Good Morning Thread Readers.
Last year, Americans lost more than $16 billion to fraud, and older women are among the fastest-growing targets. Women who lose retirement savings to fraud in their 60s or 70s cannot recover through re-employment, often have no spousal income backstop, and typically face 15 to 25 more years of living expenses. The financial wound is permanent.
Senate Aging Committee Chairman Rick Scott (R-FL) and Ranking Member Kirsten Gillibrand (D-NY) have made combating elder fraud a bipartisan priority. In December, the Senate passed the SCAM Act to dismantle foreign fraud compounds. Now, Senators Gillibrand and Katie Britt (R-AL) are taking the next step with the GUARD Act (S. 2544), legislation that gives state and local law enforcement the tools they need to track down scammers and protect seniors from financial ruin.
On February 5, the bill passed out of the Senate Judiciary Committee and now awaits a full Senate vote. Representatives Zach Nunn (R-IA) and Josh Gottheimer (D-NJ) introduced companion legislation in the House (H.R. 2978), which has been referred to the Judiciary and Financial Services Committees.
Let’s dig in.

In 2024, seniors over 60 lost $4.8 billion to fraud reported to the FBI, a 43% increase from the prior year, with an average loss of $83,000 per victim. The FBI received 147,127 complaints from adults over 60, a 46% jump, and more than 7,500 individuals reported losses exceeding $100,000. And that’s the floor; the FTC estimates the true cost to older adults could be as high as $81.5 billion.
Research has consistently shown that women are nearly twice as likely as men to be victims of elder financial exploitation. A February 2026 AARP survey found that about 1 in 6 adults 50 and older say they or someone they know has had money stolen through a romance scam, with women in their 50s and early 60s targeted at more than double the rate of those 65 and older.
The Aging Committee’s 2025 “Age of Fraud” report documented the growing role of AI and cryptocurrency. Voice cloning tools now require as little as three seconds of audio to impersonate a grandchild or bank representative. Cryptocurrency was involved in roughly $2.8 billion of the $4.8 billion in reported elder fraud losses.
🚨 New Term Alert
“Pig Butchering”
A type of investment scam where fraudsters build fake relationships to lure victims into fraudulent cryptocurrency platforms.
During this week’s recess, Rep. Nunn convened a roundtable in Des Moines, IA, to bring together law enforcement and community stakeholders to discuss how the GUARD Act could help combat financial scams.
The GUARD Act is one piece of a broader bipartisan legislative push coming out of the Aging Committee:
Together, these bills attack the problem from every angle: dismantling overseas scam infrastructure, arming local law enforcement, coordinating the federal response, and holding financial institutions accountable.
Send this to your favorite seniors, friends, and family today. Our friends at the AARP Fraud Watch Network offer these tips to protect yourself and the people you love.
Facts Be Told
Romance scams cost Americans hundreds of millions of dollars each year, with older adults losing the most money and scammers relying on a familiar playbook of lies, nearly a quarter leading with “I or someone close to me is sick, hurt, or in jail” to exploit their targets.
Romance Scam Reports By Age Group



The following superstars have demonstrated bipartisan spirit and a commitment to women and families, or represented the USA beautifully.

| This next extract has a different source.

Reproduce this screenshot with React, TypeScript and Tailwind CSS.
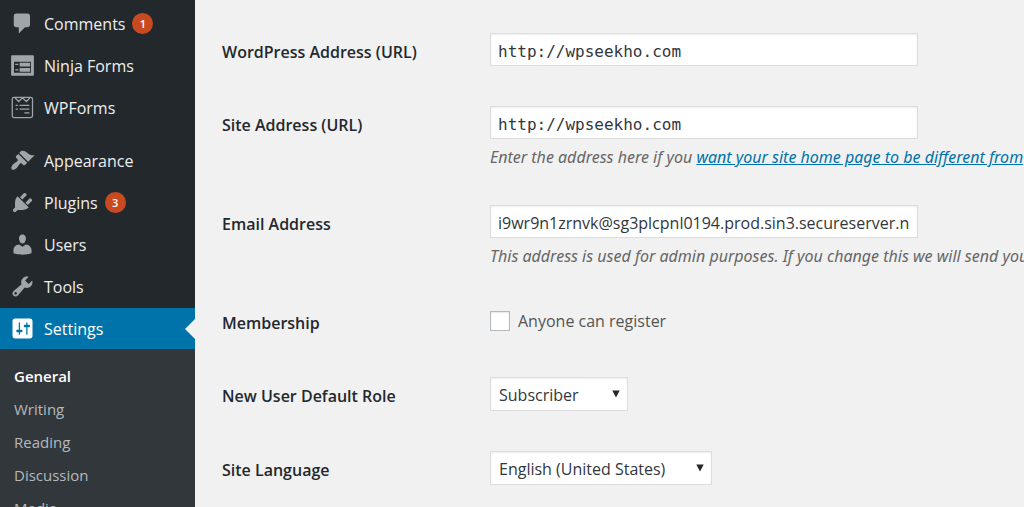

February 20th — Today in History
1872 — New York’s Metropolitan Museum of Art opens
1933 — US House of Representatives completes congressional action to repeal prohibition
1962 — John Glenn orbits the Earth
“We are more fulfilled when we are involved in something bigger than ourselves.”
“If there’s one thing I’ve learned in my years on this planet, it’s that the happiest and most fulfilled people are those who devoted themselves to something bigger and more profound than merely their own self-interest.”
— John Glenn
Born in Cambridge, Ohio, July 18, 1921
Died in Columbus, Ohio, December 8, 2016
Be kind to one another.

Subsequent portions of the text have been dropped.